Siamo a Sant'Onofrio: avvicinandosi Pasqua, il priore della Confraternita che organizza la processione, Michele Virdò, per tradizione un laico, decide assieme al parroco, don Franco Fragalà, di alzare le barricate contro i portatori di statue infiltrati dalla n'drangheta. Il vescovo è stato chiaro, loro condividono. Un gesto che sembra normale, ma non nell'altra Italia, dove ogni giorno e ogni gesto devono fare i conti con altre logiche e altri equilibri. Anche questa è tradizione: nella notte della vigilia di Pasqua, due colpi di pistola vengono sparati contro la casa del priore. Non sono pallottole vaganti: sono un messaggio chiaro e diretto delle cosche, talmente devote al Signore nostro Dio da non riuscire poprio a subire l'esclusione dall'Affruntata.
Dopo rapida consultazione con il vescovo, parroco e priore decidono senza indugio che così non si può continuare. Non esiste che una processione religiosa diventi terreno di scontro per gangster. Almeno la processione. L'Affruntata viene sospesa, a Gesù e alla Madonna viene risparmiata l'umiliazione. Sicuramente, dalle amene località dei centri-benessere e degli agriturismi, molti italiani avranno qualcosa da ridire: la solita paura, nessuno che si ribelli, l'hanno data vinta alle cosche. La processione cancellata come segnale di resa. Sì, siamo tutti molto coraggiosi, con la pelle degli altri. Ma in questa Pasqua strana e tribolata, è bello leggere nella storia di Sant'Onofrio anche il lato migliore. Ci sono segnali di apparente debolezza, proprio come questo, che in realtà sono più fragorosi di tante pagliacciate propagandistiche di finto coraggio, con bandiere alle finestre e striscioni zeppi di slogan consunti. La Chiesa non ha schierato guardie del corpo e agenti della security armati fino ai denti. Semplicemente, finalmente, ha detto no.

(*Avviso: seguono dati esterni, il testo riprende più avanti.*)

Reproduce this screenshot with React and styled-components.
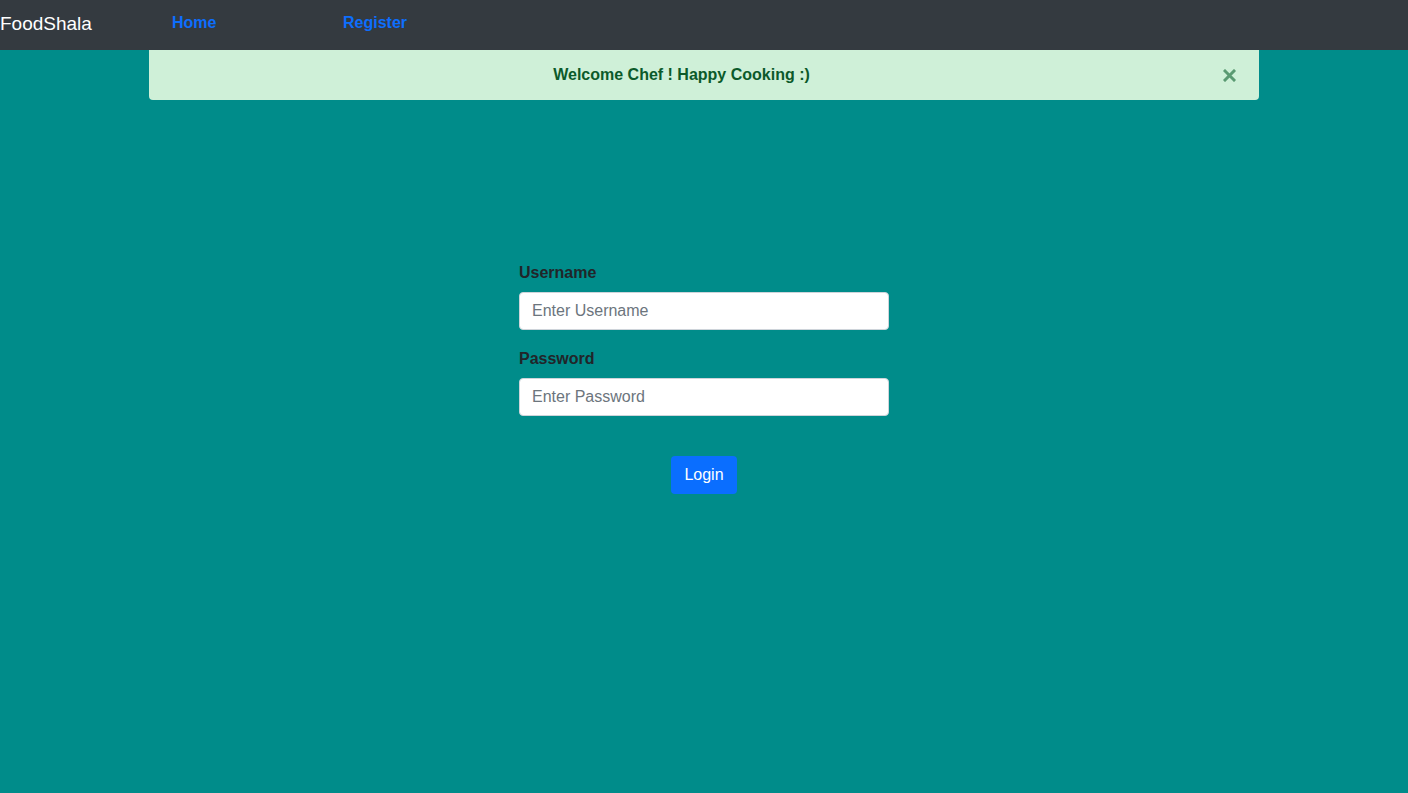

Adesso tocca al famoso Stato, che da sempre vorrebbe riconquistare i territori persi: l'occasione è altamente simbolica. Non è più una semplice processione: è una sfida. L'Affruntata potrebbe andare in scena in una prossima domenica, a certe condizioni e con certe garanzie, sotto la protezione di carabinieri e agenti.